> **WHAT IS ASKED**
Gather every line holding the string "this".

[Stored data]
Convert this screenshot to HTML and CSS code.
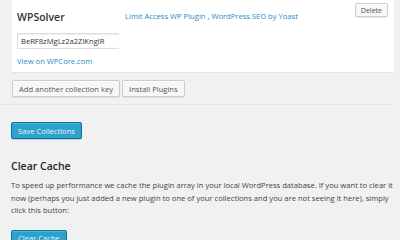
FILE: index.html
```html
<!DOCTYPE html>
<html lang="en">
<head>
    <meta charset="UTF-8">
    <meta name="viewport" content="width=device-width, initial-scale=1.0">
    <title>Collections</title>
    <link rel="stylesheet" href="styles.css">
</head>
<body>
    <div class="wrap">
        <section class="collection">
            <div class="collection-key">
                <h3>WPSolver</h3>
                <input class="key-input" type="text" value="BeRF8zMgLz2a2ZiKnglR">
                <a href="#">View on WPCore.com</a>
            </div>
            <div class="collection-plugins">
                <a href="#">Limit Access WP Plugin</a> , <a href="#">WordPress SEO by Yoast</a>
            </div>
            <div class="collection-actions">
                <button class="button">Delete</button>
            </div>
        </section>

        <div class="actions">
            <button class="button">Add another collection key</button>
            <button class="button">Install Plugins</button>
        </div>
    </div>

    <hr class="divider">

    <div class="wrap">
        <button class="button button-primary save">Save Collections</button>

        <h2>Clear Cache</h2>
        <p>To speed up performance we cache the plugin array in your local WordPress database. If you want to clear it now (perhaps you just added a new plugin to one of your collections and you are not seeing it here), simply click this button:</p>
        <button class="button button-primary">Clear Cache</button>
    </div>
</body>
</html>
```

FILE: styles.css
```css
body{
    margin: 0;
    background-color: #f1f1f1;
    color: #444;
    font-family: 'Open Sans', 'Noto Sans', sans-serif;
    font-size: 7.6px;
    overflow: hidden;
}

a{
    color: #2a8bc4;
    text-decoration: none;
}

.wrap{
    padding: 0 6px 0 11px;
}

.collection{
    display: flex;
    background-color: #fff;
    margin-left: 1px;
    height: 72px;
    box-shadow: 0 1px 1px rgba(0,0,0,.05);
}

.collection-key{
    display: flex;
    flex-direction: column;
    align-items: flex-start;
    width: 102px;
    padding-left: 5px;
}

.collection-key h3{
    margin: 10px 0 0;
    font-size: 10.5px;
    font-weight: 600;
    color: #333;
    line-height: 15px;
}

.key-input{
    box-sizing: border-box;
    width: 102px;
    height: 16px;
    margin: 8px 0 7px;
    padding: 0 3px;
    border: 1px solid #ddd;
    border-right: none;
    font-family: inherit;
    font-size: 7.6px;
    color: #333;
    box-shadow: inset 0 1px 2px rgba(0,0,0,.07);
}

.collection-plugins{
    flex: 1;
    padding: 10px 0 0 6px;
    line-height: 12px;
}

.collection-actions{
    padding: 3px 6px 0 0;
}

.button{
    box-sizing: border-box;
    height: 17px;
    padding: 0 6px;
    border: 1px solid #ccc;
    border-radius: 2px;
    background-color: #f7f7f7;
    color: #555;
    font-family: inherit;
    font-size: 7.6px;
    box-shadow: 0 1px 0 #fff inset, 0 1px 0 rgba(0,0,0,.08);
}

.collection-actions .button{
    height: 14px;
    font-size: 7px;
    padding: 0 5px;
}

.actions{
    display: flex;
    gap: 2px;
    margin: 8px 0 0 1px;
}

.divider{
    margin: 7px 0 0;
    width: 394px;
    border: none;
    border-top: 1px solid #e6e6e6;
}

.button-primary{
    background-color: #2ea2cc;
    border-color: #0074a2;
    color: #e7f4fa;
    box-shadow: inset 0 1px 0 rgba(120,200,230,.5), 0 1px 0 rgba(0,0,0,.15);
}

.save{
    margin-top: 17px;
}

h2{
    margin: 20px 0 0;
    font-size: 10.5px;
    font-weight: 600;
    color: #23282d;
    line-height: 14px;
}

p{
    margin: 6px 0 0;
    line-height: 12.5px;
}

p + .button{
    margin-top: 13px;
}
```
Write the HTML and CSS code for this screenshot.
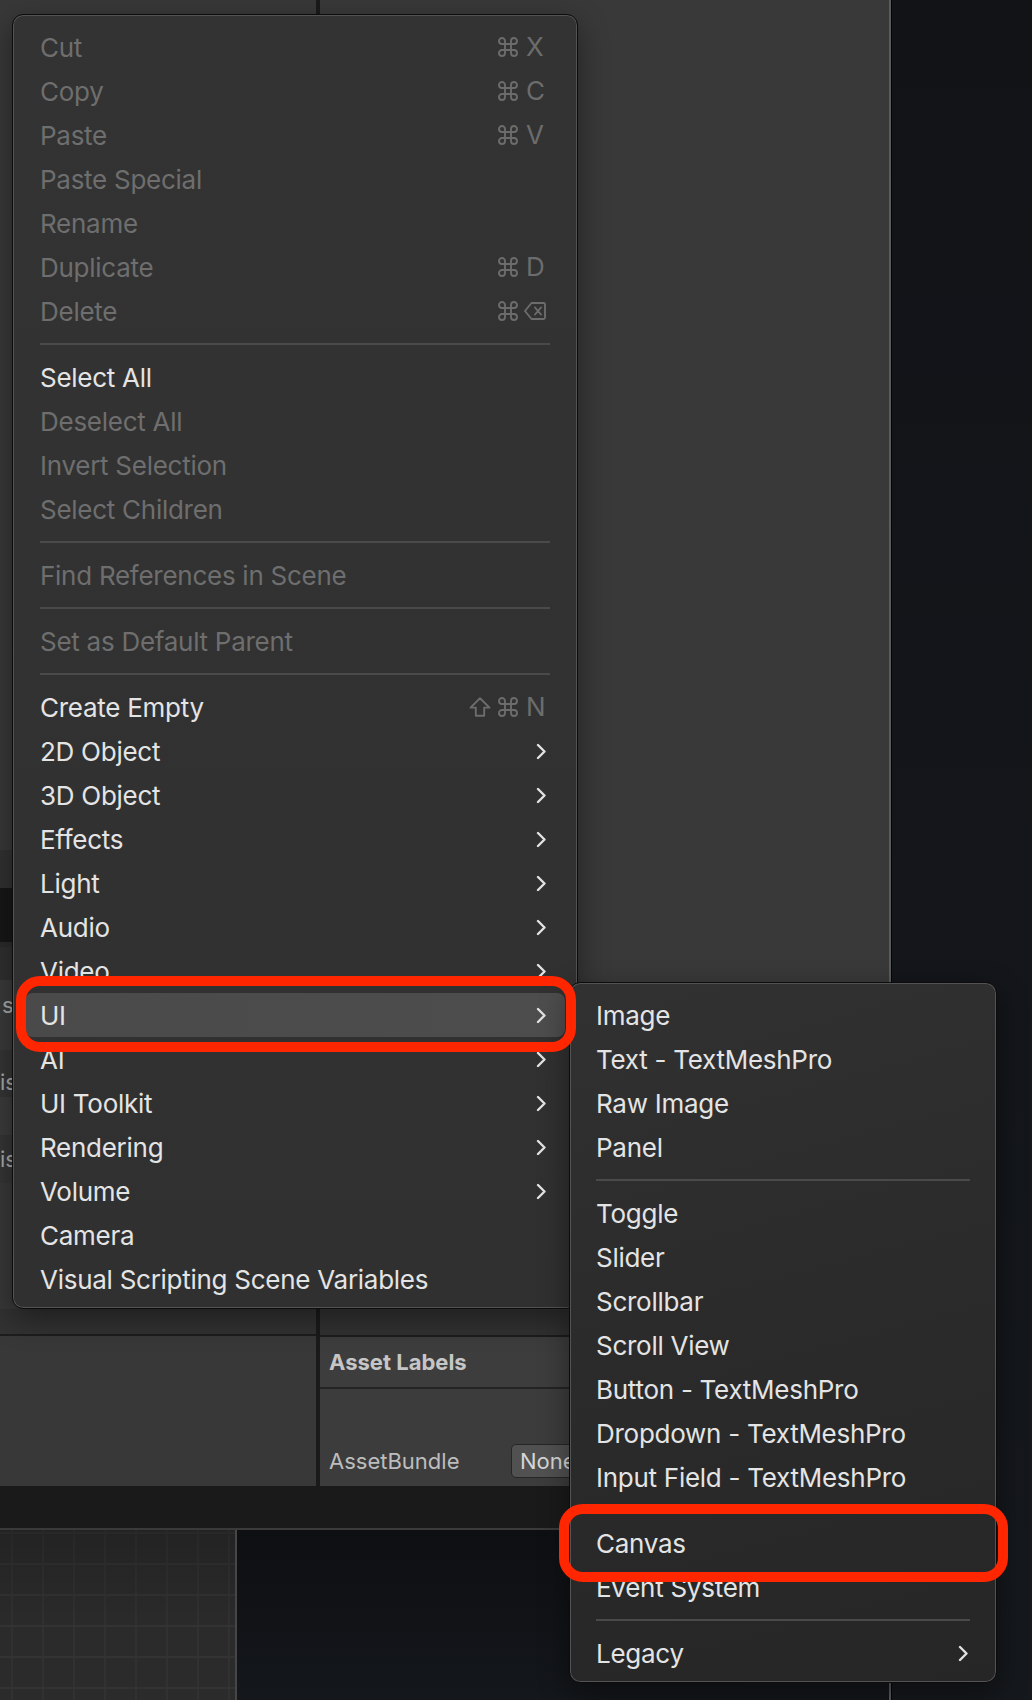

> **WRITTEN REPLY**
Convert this screenshot to HTML and CSS code.
        <p>To speed up performance we cache the plugin array in your local WordPress database. If you want to clear it now (perhaps you just added a new plugin to one of your collections and you are not seeing it here), simply click this button:</p>
Write the HTML and CSS code for this screenshot.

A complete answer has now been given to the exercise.